Alex Karras, Michael Santorelli

Published

July 23, 2026

Key Takeaways

  • BEAD-funded broadband builds face a broad, multi-jurisdictional permitting burden. Across the 6,934 project areas (each a single project’s footprint within one county), the analysis identifies 81,462 distinct permitting triggers, a mean of 11.7 per project area.
  • Every project area needs a county permit. Beyond that, 95% trigger federal environmental review and 62% municipal permitting. The typical build engages a median of 8 separate permitting authorities.
  • The exposure is geographically vast. BEAD projects overlap 2,450 counties and 12,146 municipalities nationwide, each a distinct government with its own permitting process.
  • Water and infrastructure dominate the environmental triggers. Wetlands, floodplains, and impaired waters reach the most project areas, followed by energy and transport infrastructure (transmission lines, pipelines, and rail) that a build must cross or attach to.
  • These figures are a lower bound. Each triggered requirement is counted only once per project area, even though a single county or municipality typically issues several distinct permits per build, and the screen does not count features reached only by infrastructure running between premises.
NoteFull Report Available

This post summarizes our BEAD Permitting Analysis report, which includes the full layer inventory, permitting-authority breakdowns, and a detailed methodology.

Overview

The BEAD program will fund construction of broadband infrastructure to unserved and underserved locations across the United States. Before construction can begin, a build must clear a stacked set of environmental, cultural, land-use, and jurisdictional permitting requirements: federal environmental review of wetland and floodplain crossings, historic-preservation and air-quality clearances, authorization to cross or attach to federal, state, and tribal land, and county- and municipal-level construction permitting. Each requirement carries its own authority, process, and timeline.

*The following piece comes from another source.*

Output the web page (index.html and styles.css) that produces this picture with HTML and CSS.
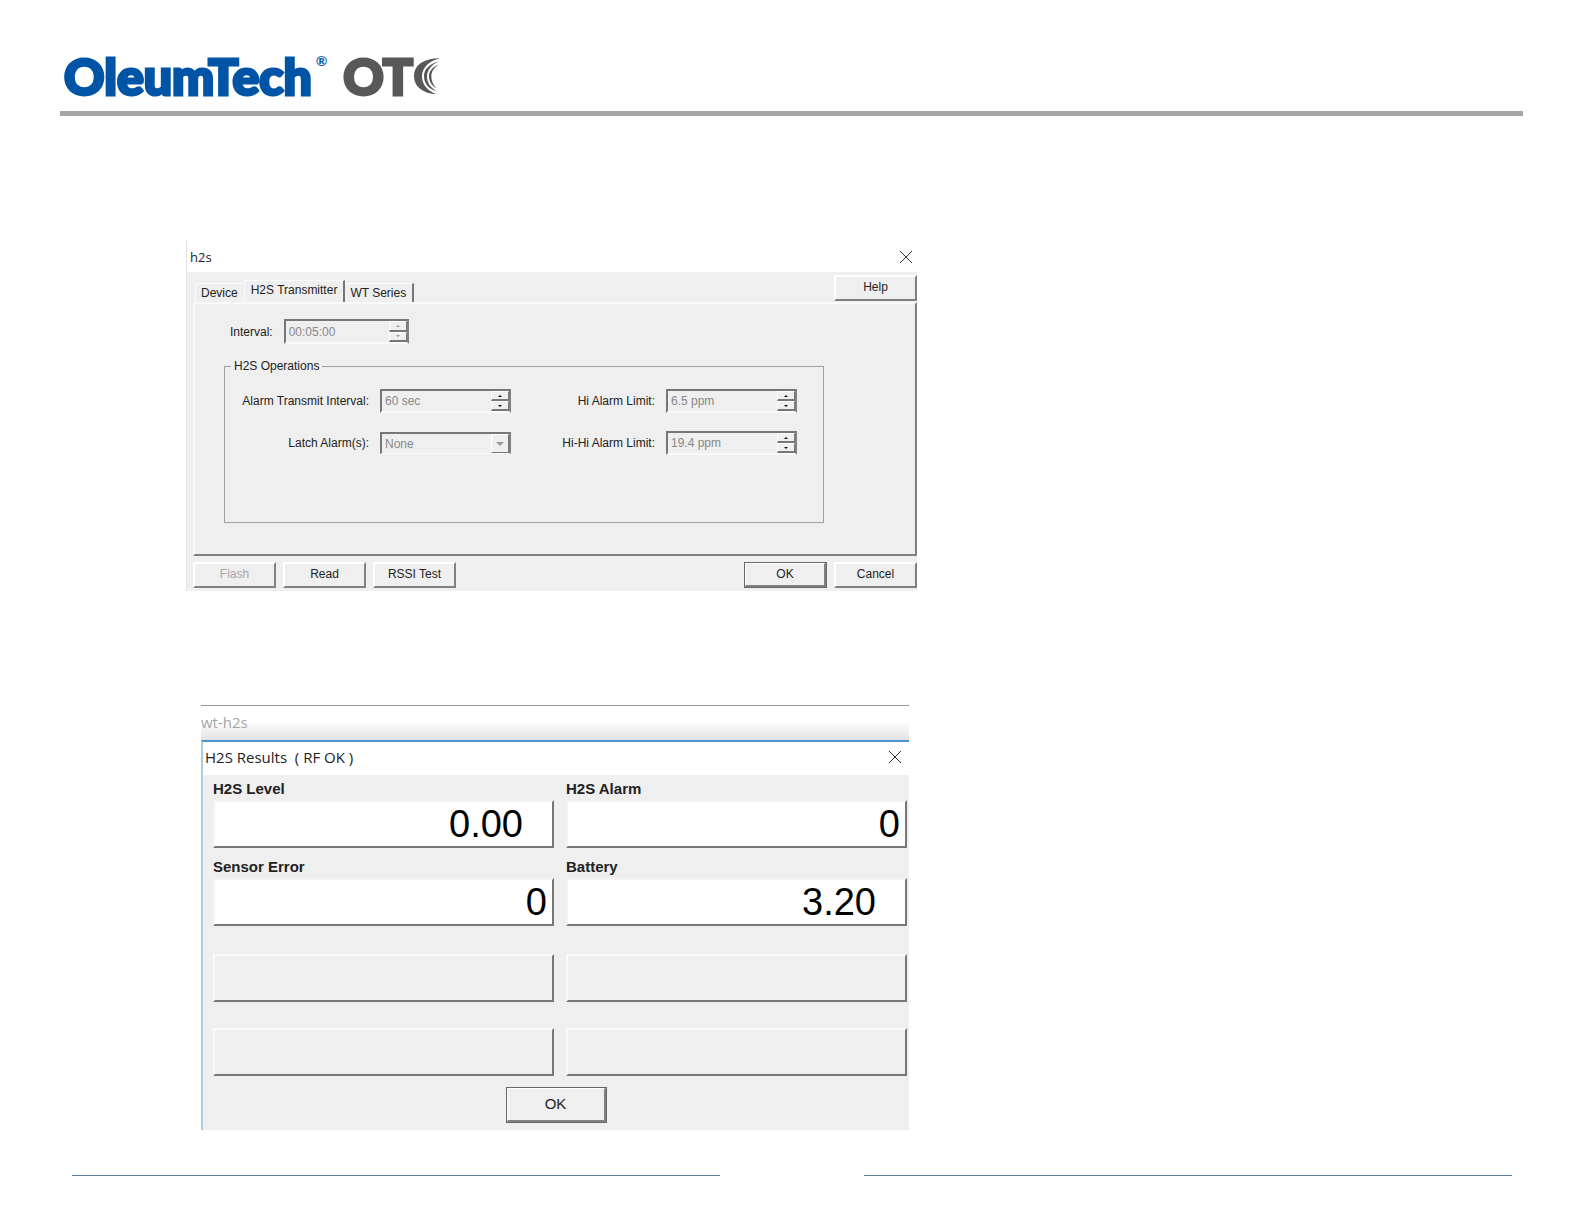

To quantify the breadth of this exposure, we overlaid 2,942,486 funded locations across 3,784 projects and the 50 states and the District of Columbia against 125 federal, state, and local permitting layers, and recorded, for every location, which triggers it sits inside or near. To make exposure comparable across states that define projects differently, we divide each project by county and report on the resulting project area, a project’s footprint within one county, yielding 6,934 project areas.

This is a high-level estimate of permitting exposure, not an engineering permitting plan. It counts the triggers a build is likely to encounter; it does not estimate the cost, duration, or outcome of any individual permit, and it is best read as a minimum.

How Widespread Is the Exposure?

The chart below groups the permitting triggers into thematic categories by the number of project areas each reaches. County permitting is universal by construction; beyond it, water-related features (wetlands, floodplains, and impaired waters) are the most widespread environmental theme, followed by the energy and transport infrastructure that projects must cross or attach to.

Figure 1: Project Areas Reached, by Permitting Theme

How Concentrated Is the Burden?

Permitting exposure is not confined to a handful of complex builds. Every project area faces at least the county permit, the median area faces 10 triggers, and most face many more. The chart below shows how project areas distribute by the number of distinct permitting triggers they face.

Figure 2: Project Areas by Number of Permitting Triggers

Permits by Level of Government

The same 81,462 permitting triggers can be reorganized by the level of government, or private party, that administers each permit.

Level of Government Project Areas % of Project Areas Permitting Triggers % of Triggers
Federal 6,599 95% 41,634 51%
State 2,486 36% 3,743 5%
Local (county) 6,934 100% 6,934 9%
Local (municipal) 4,275 62% 15,560 19%
Private / third-party 4,935 71% 13,591 17%
All levels 81,462 100%

Federal authorities are the largest single source: 95% of project areas engage at least one, and federal permits account for 51% of all triggers. County and municipal permitting is local: the county permit applies to every project area, and municipal permitting to 62%. The private / third-party row captures crossing and attachment arrangements with railroads, pipeline operators, and electric utilities, which 71% of project areas engage.

How Many Governments Are Involved?

Counted as distinct governments rather than as each project area’s engagement, BEAD projects overlap the following counties and municipalities. Each is a separate jurisdiction with its own permitting requirements, fees, and timelines.

Local Government Distinct Governments Overlapped
Counties 2,450
Municipalities 12,146

Methodology

Each BEAD-funded location is treated as a point at its FCC Broadband Serviceable Location Fabric coordinates and screened against 125 federal, state, and local feature layers; 111 of them registered at least one trigger. Land-ownership layers (federal, state, tribal, and other public land) use a 30-meter containment tolerance; proximity-sensitive layers (wetlands, floodplains, historic places, air-quality nonattainment areas, and energy and transport infrastructure) use a 100-meter buffer. County and municipal permitting is assigned by which jurisdiction a location falls in. Satellite-served locations are excluded throughout, because they require no physical plant and therefore no construction permits.

A permitting trigger is one project area triggering one layer, and marks at least one permit; because a single jurisdiction usually requires several permits per build and premises are points rather than routes, the totals are conservative and are best read as a lower bound on permitting exposure. Full methodological detail, the complete layer inventory, and the permitting-authority crosswalk are available in the full report.